WRITTEN INSTRUCTION - Copy each line below exactly and leave the pictures out.

DATA PROVIDED -
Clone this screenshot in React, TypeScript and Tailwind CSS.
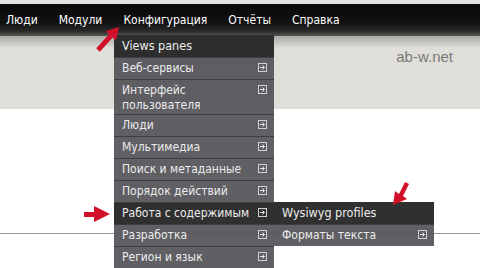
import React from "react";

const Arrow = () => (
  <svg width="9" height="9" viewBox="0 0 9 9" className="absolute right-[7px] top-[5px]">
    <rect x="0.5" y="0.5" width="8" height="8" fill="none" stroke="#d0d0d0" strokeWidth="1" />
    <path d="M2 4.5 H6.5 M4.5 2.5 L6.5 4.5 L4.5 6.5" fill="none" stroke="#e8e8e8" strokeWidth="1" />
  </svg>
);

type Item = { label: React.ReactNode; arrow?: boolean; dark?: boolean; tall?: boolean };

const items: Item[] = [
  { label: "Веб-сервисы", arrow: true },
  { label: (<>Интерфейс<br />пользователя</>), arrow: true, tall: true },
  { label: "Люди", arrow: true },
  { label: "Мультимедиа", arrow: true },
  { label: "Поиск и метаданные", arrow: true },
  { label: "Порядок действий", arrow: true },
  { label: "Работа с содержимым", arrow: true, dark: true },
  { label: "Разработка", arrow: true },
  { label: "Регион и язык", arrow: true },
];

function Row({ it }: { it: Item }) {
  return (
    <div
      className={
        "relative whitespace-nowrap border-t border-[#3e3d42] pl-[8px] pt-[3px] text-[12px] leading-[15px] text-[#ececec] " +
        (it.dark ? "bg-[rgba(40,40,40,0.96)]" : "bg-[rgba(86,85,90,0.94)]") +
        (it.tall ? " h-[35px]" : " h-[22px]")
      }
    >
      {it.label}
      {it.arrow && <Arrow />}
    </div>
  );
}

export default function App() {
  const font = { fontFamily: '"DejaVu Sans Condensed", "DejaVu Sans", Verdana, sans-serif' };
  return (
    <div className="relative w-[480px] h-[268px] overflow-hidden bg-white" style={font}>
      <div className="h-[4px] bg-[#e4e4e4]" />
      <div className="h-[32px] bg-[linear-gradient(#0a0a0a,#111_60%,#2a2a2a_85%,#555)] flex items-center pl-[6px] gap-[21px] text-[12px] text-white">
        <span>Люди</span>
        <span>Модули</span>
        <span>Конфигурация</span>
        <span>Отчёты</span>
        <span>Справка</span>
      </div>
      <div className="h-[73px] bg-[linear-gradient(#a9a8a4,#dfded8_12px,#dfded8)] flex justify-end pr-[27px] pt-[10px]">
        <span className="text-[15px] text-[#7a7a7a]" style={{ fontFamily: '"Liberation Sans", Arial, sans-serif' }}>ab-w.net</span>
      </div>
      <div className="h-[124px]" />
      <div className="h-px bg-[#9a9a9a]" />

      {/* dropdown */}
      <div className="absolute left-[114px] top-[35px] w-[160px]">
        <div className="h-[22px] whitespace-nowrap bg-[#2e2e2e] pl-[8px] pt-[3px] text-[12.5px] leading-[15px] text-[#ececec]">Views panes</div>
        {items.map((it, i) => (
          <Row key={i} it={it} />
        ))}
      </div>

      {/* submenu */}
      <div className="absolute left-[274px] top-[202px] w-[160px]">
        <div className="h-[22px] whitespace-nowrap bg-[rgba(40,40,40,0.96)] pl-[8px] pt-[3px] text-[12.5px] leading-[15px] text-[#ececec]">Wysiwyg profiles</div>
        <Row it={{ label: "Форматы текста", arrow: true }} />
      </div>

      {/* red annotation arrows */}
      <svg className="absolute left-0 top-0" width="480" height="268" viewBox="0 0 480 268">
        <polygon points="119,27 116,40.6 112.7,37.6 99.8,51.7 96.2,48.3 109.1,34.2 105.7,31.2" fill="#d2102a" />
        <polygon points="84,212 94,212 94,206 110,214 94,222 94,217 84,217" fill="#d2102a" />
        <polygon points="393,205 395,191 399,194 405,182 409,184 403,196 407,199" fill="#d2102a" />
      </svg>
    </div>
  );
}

SOLUTION TO THIS EXERCISE -
Clone this screenshot in React, TypeScript and Tailwind CSS.
import React from "react";

const Arrow = () => (
  <svg width="9" height="9" viewBox="0 0 9 9" className="absolute right-[7px] top-[5px]">
    <rect x="0.5" y="0.5" width="8" height="8" fill="none" stroke="#d0d0d0" strokeWidth="1" />
    <path d="M2 4.5 H6.5 M4.5 2.5 L6.5 4.5 L4.5 6.5" fill="none" stroke="#e8e8e8" strokeWidth="1" />
  </svg>
);

type Item = { label: React.ReactNode; arrow?: boolean; dark?: boolean; tall?: boolean };

const items: Item[] = [
  { label: "Веб-сервисы", arrow: true },
  { label: (<>Интерфейс<br />пользователя</>), arrow: true, tall: true },
  { label: "Люди", arrow: true },
  { label: "Мультимедиа", arrow: true },
  { label: "Поиск и метаданные", arrow: true },
  { label: "Порядок действий", arrow: true },
  { label: "Работа с содержимым", arrow: true, dark: true },
  { label: "Разработка", arrow: true },
  { label: "Регион и язык", arrow: true },
];

function Row({ it }: { it: Item }) {
  return (
    <div
      className={
        "relative whitespace-nowrap border-t border-[#3e3d42] pl-[8px] pt-[3px] text-[12px] leading-[15px] text-[#ececec] " +
        (it.dark ? "bg-[rgba(40,40,40,0.96)]" : "bg-[rgba(86,85,90,0.94)]") +
        (it.tall ? " h-[35px]" : " h-[22px]")
      }
    >
      {it.label}
      {it.arrow && <Arrow />}
    </div>
  );
}

export default function App() {
  const font = { fontFamily: '"DejaVu Sans Condensed", "DejaVu Sans", Verdana, sans-serif' };
  return (
    <div className="relative w-[480px] h-[268px] overflow-hidden bg-white" style={font}>
      <div className="h-[4px] bg-[#e4e4e4]" />
      <div className="h-[32px] bg-[linear-gradient(#0a0a0a,#111_60%,#2a2a2a_85%,#555)] flex items-center pl-[6px] gap-[21px] text-[12px] text-white">
        <span>Люди</span>
        <span>Модули</span>
        <span>Конфигурация</span>
        <span>Отчёты</span>
        <span>Справка</span>
      </div>
      <div className="h-[73px] bg-[linear-gradient(#a9a8a4,#dfded8_12px,#dfded8)] flex justify-end pr-[27px] pt-[10px]">
        <span className="text-[15px] text-[#7a7a7a]" style={{ fontFamily: '"Liberation Sans", Arial, sans-serif' }}>ab-w.net</span>
      </div>
      <div className="h-[124px]" />
      <div className="h-px bg-[#9a9a9a]" />

      {/* dropdown */}
      <div className="absolute left-[114px] top-[35px] w-[160px]">
        <div className="h-[22px] whitespace-nowrap bg-[#2e2e2e] pl-[8px] pt-[3px] text-[12.5px] leading-[15px] text-[#ececec]">Views panes</div>
        {items.map((it, i) => (
          <Row key={i} it={it} />
        ))}
      </div>

      {/* submenu */}
      <div className="absolute left-[274px] top-[202px] w-[160px]">
        <div className="h-[22px] whitespace-nowrap bg-[rgba(40,40,40,0.96)] pl-[8px] pt-[3px] text-[12.5px] leading-[15px] text-[#ececec]">Wysiwyg profiles</div>
        <Row it={{ label: "Форматы текста", arrow: true }} />
      </div>

      {/* red annotation arrows */}
      <svg className="absolute left-0 top-0" width="480" height="268" viewBox="0 0 480 268">
        <polygon points="119,27 116,40.6 112.7,37.6 99.8,51.7 96.2,48.3 109.1,34.2 105.7,31.2" fill="#d2102a" />
        <polygon points="84,212 94,212 94,206 110,214 94,222 94,217 84,217" fill="#d2102a" />
        <polygon points="393,205 395,191 399,194 405,182 409,184 403,196 407,199" fill="#d2102a" />
      </svg>
    </div>
  );
}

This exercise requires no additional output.